Arbeitsräume sind mechanisch zu be- und entlüften, wenn die natürliche Entlüftung nicht ausreicht, insbesondere wenn

1.     die nach § 26 Abs.2 Z1 erforderlichen Lüftungsquerschnitte nicht erreicht werden oder

2.     dem § 26 Abs.2 Z2 nicht entsprochen ist oder

3.     trotz Einhaltung der erforderlichen Lüftungsquerschnitte

a)    eine ausreichende gute Luftqualität nicht gewährleistet werden kann (zum Beispiel bei erschwerenden Bedingungen wie erhöhter Wärme-, Rauch- oder Dampfeinwirkung, Belastung der Raumluft durch gefährliche Stoffe) oder

b)    die natürliche Belüftung mit einer unzulässigen Lärmbelästigung der ArbeitnehmerInnen verbunden wäre.

 

Gemäß § 45 Abs.1 Z2 VStG hat die Behörde von der Einleitung oder Fortführung eines Strafverfahrens abzusehen und die Einstellung zu verfügen, wenn der Beschuldigte die ihm zur Last gelegte Verwaltungsübertretung nicht begangen hat oder Umstände vorliegen, die die Strafbarkeit aufheben oder ausschließen.

 

Beim durchgeführten Lokalaugenschein hat sich gezeigt, dass in der gegenständlichen S Filiale sehr wohl die vorgebrachte mechanische Be- bzw.

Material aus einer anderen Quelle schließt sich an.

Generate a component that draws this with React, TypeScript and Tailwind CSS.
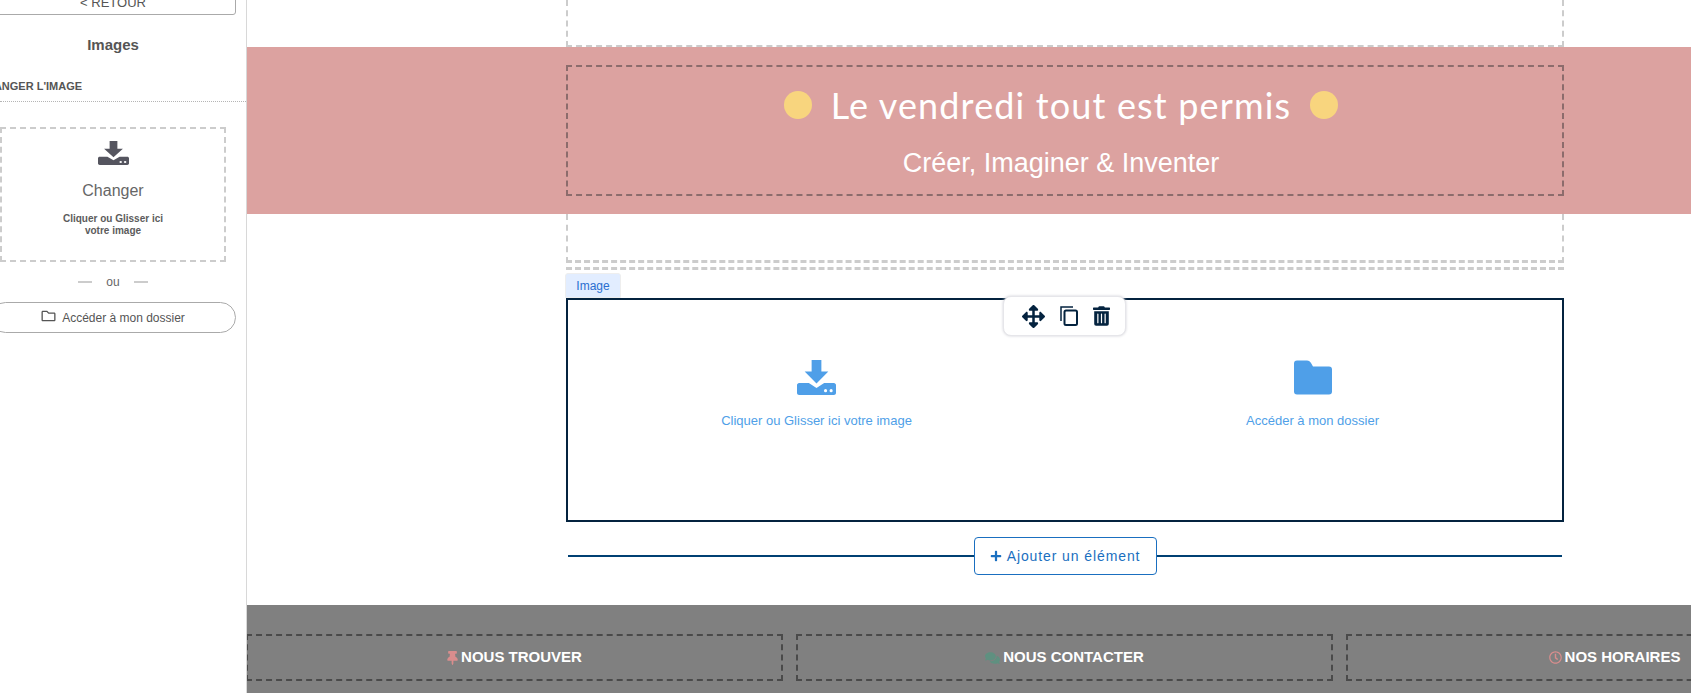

Entlüftung existiert. Aus diesem Grund ist daher der gegenständliche Tatvorwurf, der sich auf § 26 AStV stützt und somit auf eine ausschließlich natürliche Be- und Entlüftung, nicht gegeben und war daher spruchgemäß zu entscheiden.

 

 

5.      Der Kostenspruch ist in der zitierten Gesetzesstelle begründet.

 

 

Rechtsmittelbelehrung:

Gegen diesen Bescheid ist kein ordentliches Rechtsmittel zulässig.

 

 

Hinweis:

Gegen diesen Bescheid kann innerhalb von sechs Wochen ab seiner Zustellung eine Beschwerde an den Verfassungsgerichtshof und/oder an den Verwaltungsgerichtshof erhoben werden; diese muss - von gesetzlichen Ausnahmen abgesehen - jeweils von einem Rechtsanwalt unterschrieben sein. Für jede dieser Beschwerden ist eine Gebühr von 220 Euro zu entrichten.